The contest will be held simultaneously with the SubT Challenge Systems Competition Finals, at which real robots will navigate underground environments in search of artifacts at the Louisville Mega Cavern (teams qualifying for the Systems Competition were announced in May). Both the Virtual and Systems events will involve elements of tunnel, urban, and cave environments. They also share challenge elements such as austere navigation, degraded sensing and communication, dynamic obstacles, and rough terrain.

“The SubT Challenge Virtual Competition is providing extremely valuable insights leading to robot innovations that will improve exploration in unique underground situations,” said program manager Timothy Chung. “The competition is fun, but it is also pushing boundaries and creating new tools – both for research and field implementation – that will be used well after this event.”
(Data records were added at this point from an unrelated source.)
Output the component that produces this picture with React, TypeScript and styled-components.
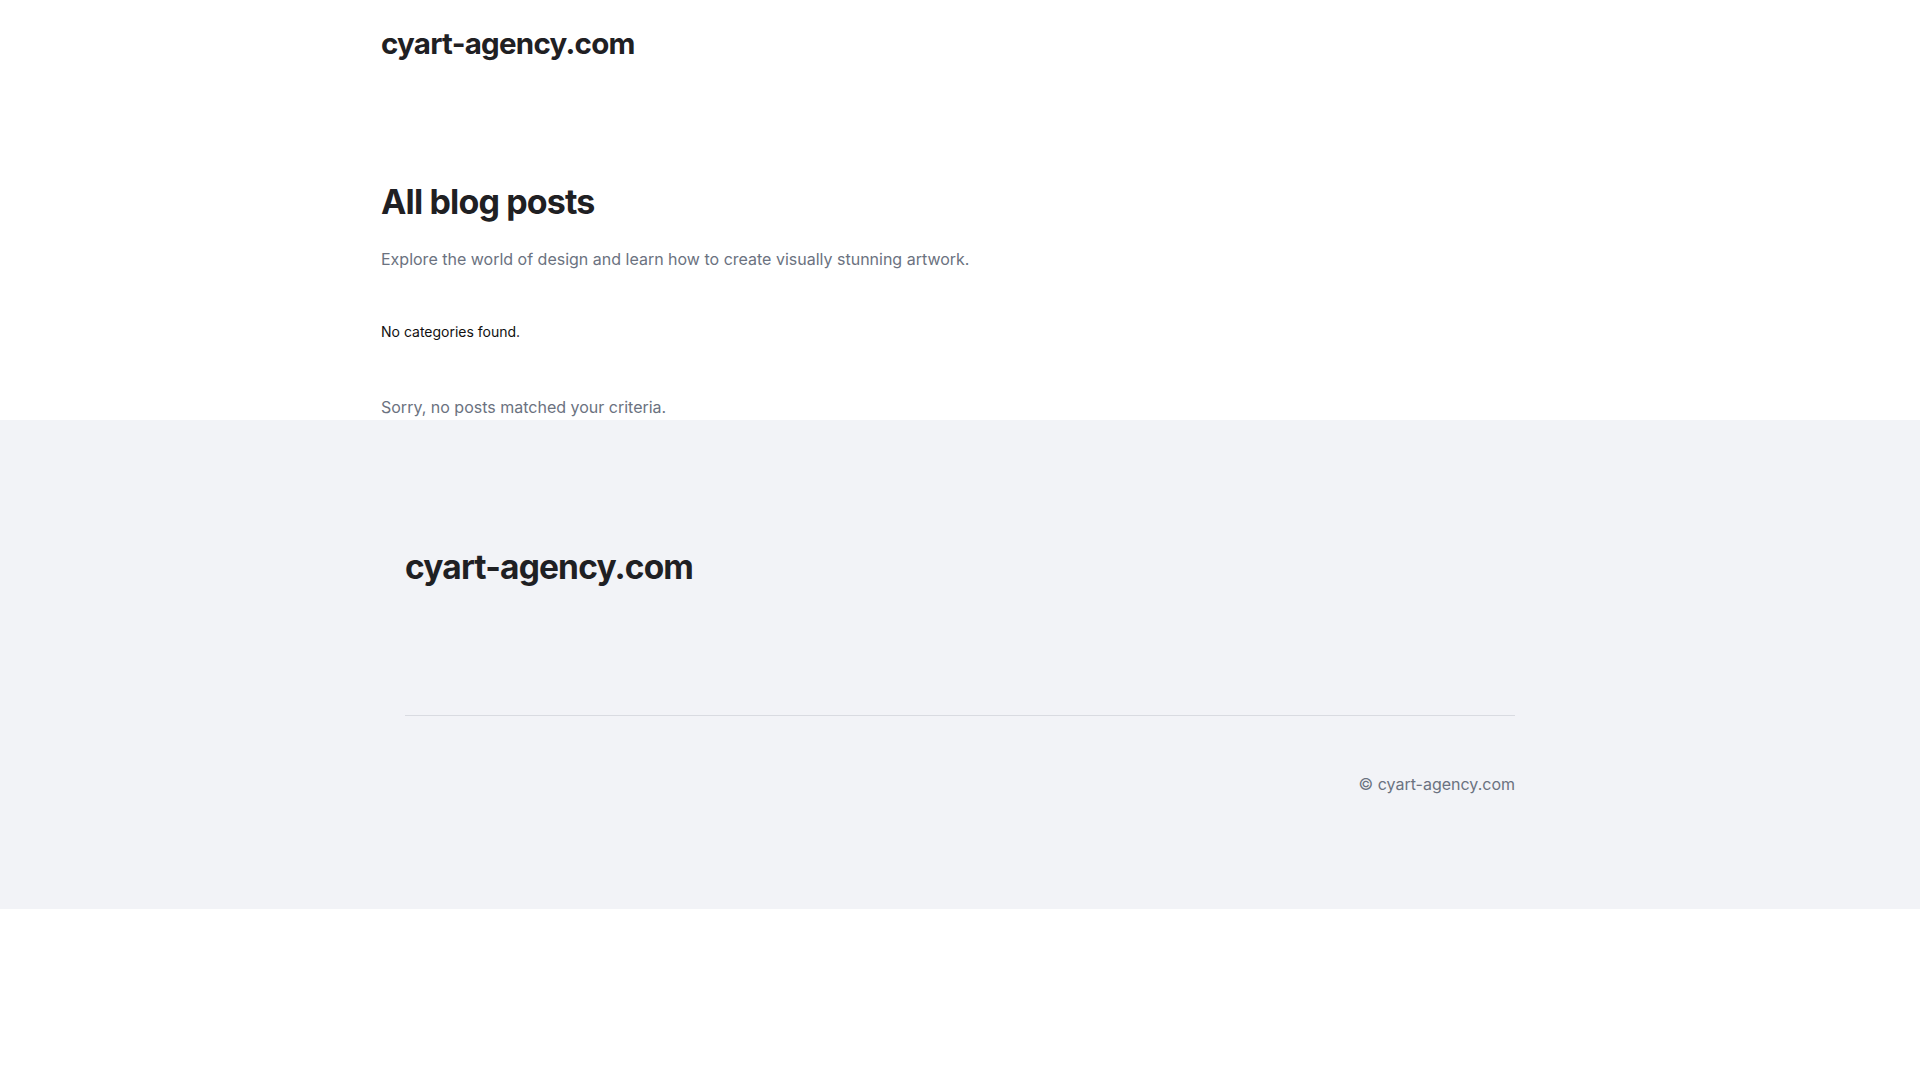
import React from "react";
import styled, { createGlobalStyle } from "styled-components";

const GlobalStyle = createGlobalStyle`
  * {
    box-sizing: border-box;
  }
  html, body {
    margin: 0;
    padding: 0;
    background: #ffffff;
    font-family: Inter, "Noto Sans", "Liberation Sans", sans-serif;
    color: #1f2023;
  }
  h1, h2, p {
    margin: 0;
  }
`;

export default function App() {
  return (
    <>
      <GlobalStyle />
      <Header>
        <SiteTitle href="#">cyart-agency.com</SiteTitle>
      </Header>
      <Main>
        <PageTitle>All blog posts</PageTitle>
        <Lead>
          Explore the world of design and learn how to create visually stunning
          artwork.
        </Lead>
        <Categories>No categories found.</Categories>
        <EmptyNote>Sorry, no posts matched your criteria.</EmptyNote>
      </Main>
      <Footer>
        <FooterInner>
          <FooterTitle>cyart-agency.com</FooterTitle>
          <Divider />
          <Copyright>© cyart-agency.com</Copyright>
        </FooterInner>
      </Footer>
    </>
  );
}

const Header = styled.header`
  max-width: 1158px;
  margin: 0 auto;
  height: 86px;
  display: flex;
  align-items: center;
`;

const SiteTitle = styled.a`
  font-size: 29.5px;
  font-weight: 700;
  letter-spacing: -0.025em;
  color: #1f2023;
  text-decoration: none;
`;

const Main = styled.main`
  max-width: 1158px;
  margin: 0 auto;
  padding-top: 94px;
  display: flex;
  flex-direction: column;
`;

const PageTitle = styled.h1`
  font-size: 34px;
  line-height: 44px;
  font-weight: 700;
  letter-spacing: -0.025em;
  color: #1f2023;
`;

const Lead = styled.p`
  margin-top: 23px;
  font-size: 16px;
  line-height: 24px;
  color: #6b7280;
`;

const Categories = styled.p`
  margin-top: 51px;
  font-size: 14px;
  line-height: 20px;
  color: #111111;
`;

const EmptyNote = styled.p`
  margin-top: 53px;
  font-size: 16px;
  line-height: 24px;
  color: #6b7280;
`;

const Footer = styled.footer`
  margin-top: 1px;
  background: #f2f3f7;
  height: 489px;
`;

const FooterInner = styled.div`
  max-width: 1110px;
  margin: 0 auto;
  padding-top: 125px;
  display: flex;
  flex-direction: column;
`;

const FooterTitle = styled.h2`
  font-size: 33.5px;
  line-height: 44px;
  font-weight: 700;
  letter-spacing: -0.025em;
  color: #1f2023;
`;

const Divider = styled.hr`
  margin: 126px 0 0;
  border: none;
  border-top: 1px solid #d9dbe1;
`;

const Copyright = styled.p`
  margin-top: 56px;
  align-self: flex-end;
  font-size: 16px;
  line-height: 24px;
  color: #6b7280;
`;
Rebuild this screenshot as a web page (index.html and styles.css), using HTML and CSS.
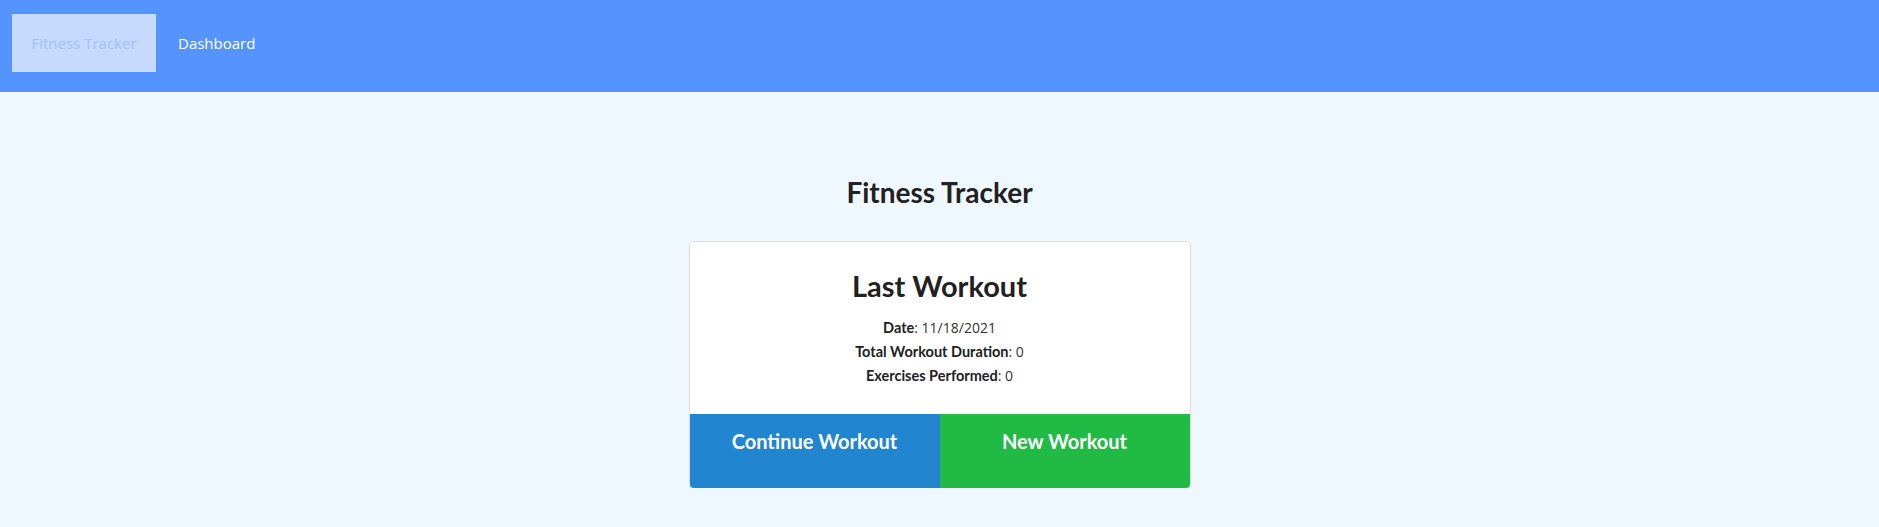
FILE: index.html
```html
<!DOCTYPE html>
<html>
<head>
<meta charset="utf-8">
<link rel="stylesheet" href="styles.css">
</head>
<body>
<nav class="topnav">
  <a class="nav-item active">Fitness Tracker</a>
  <a class="nav-item">Dashboard</a>
</nav>
<main class="main">
  <h1 class="page-title">Fitness Tracker</h1>
  <div class="card">
    <div class="card-body">
      <h2 class="card-title">Last Workout</h2>
      <p class="stat"><strong>Date</strong>: 11/18/2021</p>
      <p class="stat"><strong>Total Workout Duration</strong>: 0</p>
      <p class="stat"><strong>Exercises Performed</strong>: 0</p>
    </div>
    <div class="card-actions">
      <a class="btn btn-blue">Continue Workout</a>
      <a class="btn btn-green">New Workout</a>
    </div>
  </div>
</main>
</body>
</html>
```
FILE: styles.css
```css
* { box-sizing: border-box; }
html, body { margin: 0; padding: 0; }
body {
  background: #f0f8ff;
  font-family: "Open Sans", "Noto Sans", sans-serif;
  color: #212121;
}
.topnav {
  height: 92px;
  background: #5593fe;
  display: flex;
  align-items: flex-start;
  padding: 14px 12px 0;
  gap: 22px;
}
.nav-item {
  font-size: 15px;
  color: #ffffff;
  text-decoration: none;
  height: 58px;
  display: flex;
  align-items: center;
}
.nav-item.active {
  background: #c6dafe;
  color: #a2c0f2;
  width: 144px;
  justify-content: center;
}
.main {
  display: flex;
  flex-direction: column;
  align-items: center;
  padding-top: 80px;
}
.page-title {
  font-family: Lato, sans-serif;
  font-weight: 700;
  font-size: 28px;
  line-height: 40px;
  margin: 0 0 30px;
  color: #212121;
}
.card {
  width: 500px;
  background: #fff;
  border-radius: 4px;
  box-shadow: 0 1px 3px 0 #d4d4d5, 0 0 0 1px #e3e3e5;
  overflow: hidden;
}
.card-body {
  padding: 26px 16px 26px;
  text-align: center;
}
.card-title {
  font-family: Lato, sans-serif;
  font-weight: 700;
  font-size: 29px;
  line-height: 36px;
  margin: 0 0 12px;
}
.stat {
  margin: 0;
  font-size: 14px;
  line-height: 24px;
  color: #333;
}
.stat strong {
  font-family: Lato, sans-serif;
  font-weight: 700;
  font-size: 14.5px;
  color: #212121;
}
.card-actions {
  display: flex;
  height: 74px;
}
.btn {
  flex: 1;
  display: flex;
  justify-content: center;
  padding-top: 13px;
  font-family: Lato, sans-serif;
  font-weight: 700;
  font-size: 20px;
  color: #fff;
  line-height: 28px;
}
.btn-blue { background: #2185d0; }
.btn-green { background: #21ba45; }
```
The teams that qualified for the Virtual Competition at the SubT Challenge Final Event are:

  • AAUNO
    • KANKANWADI PTY LTD, Australia
  • Andersons
    • MRSL Real-time Systems Lab
  • BARCS: Bayesian Adaptive Robot Control System (DARPA-funded)
    • Michigan Technological University/Michigan Tech Research Institute
  • COLLEMBOLA: Communication Optimized, Low Latency Exploration, Map-Building and Object Localization Autonomy
    • Scientific Systems Company, Inc.
  • Coordinated Robotics
    • Coordinated Robotics
  • CTU-CRAS-NORLAB: Czech Technical University – Center for Robotics and Autonomous Systems – Northern Robotics Laboratory
    • Czech Technical University, Czech Republic
    • Université Laval, Canada
  • Dynamo
    • Hilario Tomé, Spain
  • Flying Fitches
    • Sophisticated Engineering UG, Germany
  • MARBLE: Multi-agent Autonomy with Radar-Based Localization for Exploration
    • University of Colorado, Boulder
    • University of Colorado, Denver
    • University of California, Santa Cruz
  • RoboSwarms
    • University of Illinois Urbana-Champaign
  • Robotika
    • Robotika International, Czech Republic and United States
    • Robotika.cz, Czech Republic
    • Czech University of Life Science, Czech Republic
    • Centre for Field Robotics, Czech Republic
    • Cogito Team, Switzerland
  • SODIUM-24 Robotics
    • Malcolm Stagg

Teams must submit their fully autonomous solutions to the SubT Virtual Portal by July 29 for the Preliminary Round. Results from these initial runs will be announced by August 13. The top teams will be invited to submit updated solutions for the Prize Round, which will be broadcast alongside the Systems Competition September 21-24.

There will be an awards ceremony September 24th at which teams in the Virtual Competition will be presented with prizes of $750,000 for first place, $500,000 for second place, and $250,000 for third place. All teams, whether self-funded or DARPA-funded, are eligible for the prize money.